Active managers have had a tough time beating the S&P of late. Over the past five years, only 15% of large-blend funds (those whose managers focus on stocks with a blend of value and growth attributes) have beaten the index. Don't expect that pattern to continue, especially during a bear market. But by using an index ETF, you can count on beating the average large-company blend fund. Over the past 15 years, which included two devastating bear markets, about 60% of large-company-blend mutual funds and ETFs trailed the S&P 500. (All returns in this article are through November 12.)

Vanguard FTSE Developed Market ETF (VEA) and Schwab International Equity ETF (SCHF) cover developed foreign stock markets and charge just 0.09% and 0.08% in annual expenses, respectively. One of them deserves 15% of your assets. Over the past five years, these ETFs returned an annualized 4.1% and 3.4%, respectively. Foreign stocks have been laggards in recent years, but foreign stocks and U.S. stocks frequently trade places at the head of the pack. What's more, foreign stocks are cheaper than U.S. stocks on measures such as price-earnings ratios.

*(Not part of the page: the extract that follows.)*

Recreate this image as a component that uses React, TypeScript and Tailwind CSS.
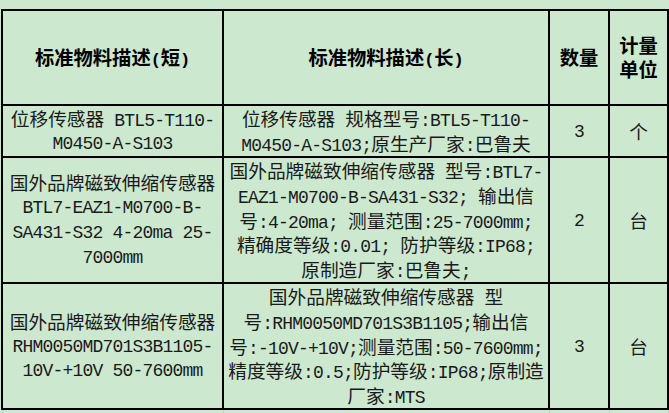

Put 10% of your assets in Vanguard FTSE Emerging Markets ETF (VWO) or iShares Core MSCI Emerging Markets Index (IEMG). These ETFs provide investments in volatile but fast-growing emerging markets, such as China, India and Brazil, for 0.15% and 0.18% in annual fees, respectively. Developing markets have suffered since the 2011 U.S. debt-ceiling crisis. The MSCI Emerging Markets index, which approximates returns for both of these ETFs, lost an annualized 3.5% over the past five years, including a 15.9% loss during the past 12 months. But emerging markets will almost certainly bounce back. From 2005 through 2010, the MSCI Emerging Markets index returned an annualized 16.4%. And emerging markets are even cheaper than developed foreign markets.

Vanguard Mid Cap ETF (VO) and iShares Core S&P Mid Cap (IJH) track stocks of midsize companies. The Vanguard ETF charges 0.09% a year, the iShares fund 0.12%. Put 5% of your money in one or the other. Mid-cap stocks, as I recently wrote, have produced superior risk-adjusted returns since 1926. Mid caps are less risky than small caps but have more room to grow than large caps. The weighted average market cap of both funds is $10 billion.

Invest 5% of your assets in Vanguard S&P Small-Cap 600 ETF (VIOO) or iShares Core S&P Small-Cap ETF (IJR), which charge 0.15% and 0.12% per year, respectively. Small caps are riskier than both large caps and mid caps, but over the long term they have delivered higher returns. Like all S&P benchmarks, the Small Cap 600 index, which both funds track, is, to a minor extent, actively managed because S&P requires that companies pass certain profitability screens before including them in the indexes. That makes little difference among large caps and mid caps, but the additional S&P scrutiny is prudent in small caps, which include some dodgy companies. Over the past five years, the S&P index returned an annualized 13.7%--an average of 2.3 percentage points per year better than the Russell 2000 index, which also focuses on small-company stocks. The weighted average market cap of the S&P index is $1.5 billion.

The case for indexing bonds is not as compelling as the argument for indexing stocks. Although the most popular stocks dominate stock indexes, the biggest issuers of debt dominate bond indexes. Vanguard Intermediate-Term Corporate Bond (VCIT) follows an index that weights investment-grade corporate bonds according to the value of each issue's outstanding debt. The ETF charges 0.12% annually and yields 3.5%. It deserves 25% of your assets. Because bond prices move in the opposite direction of interest rates, this fund will be hurt if rates rise. Figure on it losing 6.5% of its value if rates rise by one percentage point.

Remember to rebalance your portfolio whenever the allocations to the funds stray significantly from where you started. When you're about 15 years from retirement, trim each of the stock ETFs enough to add five percentage points to your allocation to the bond fund ETF. Repeat that maneuver every five years until you have about 40% of your assets in bonds, which is a good allocation for the early years of retirement.

Steven T. Goldberg is an investment adviser in the Washington, D.C. area and a contributing columnist for Kiplinger.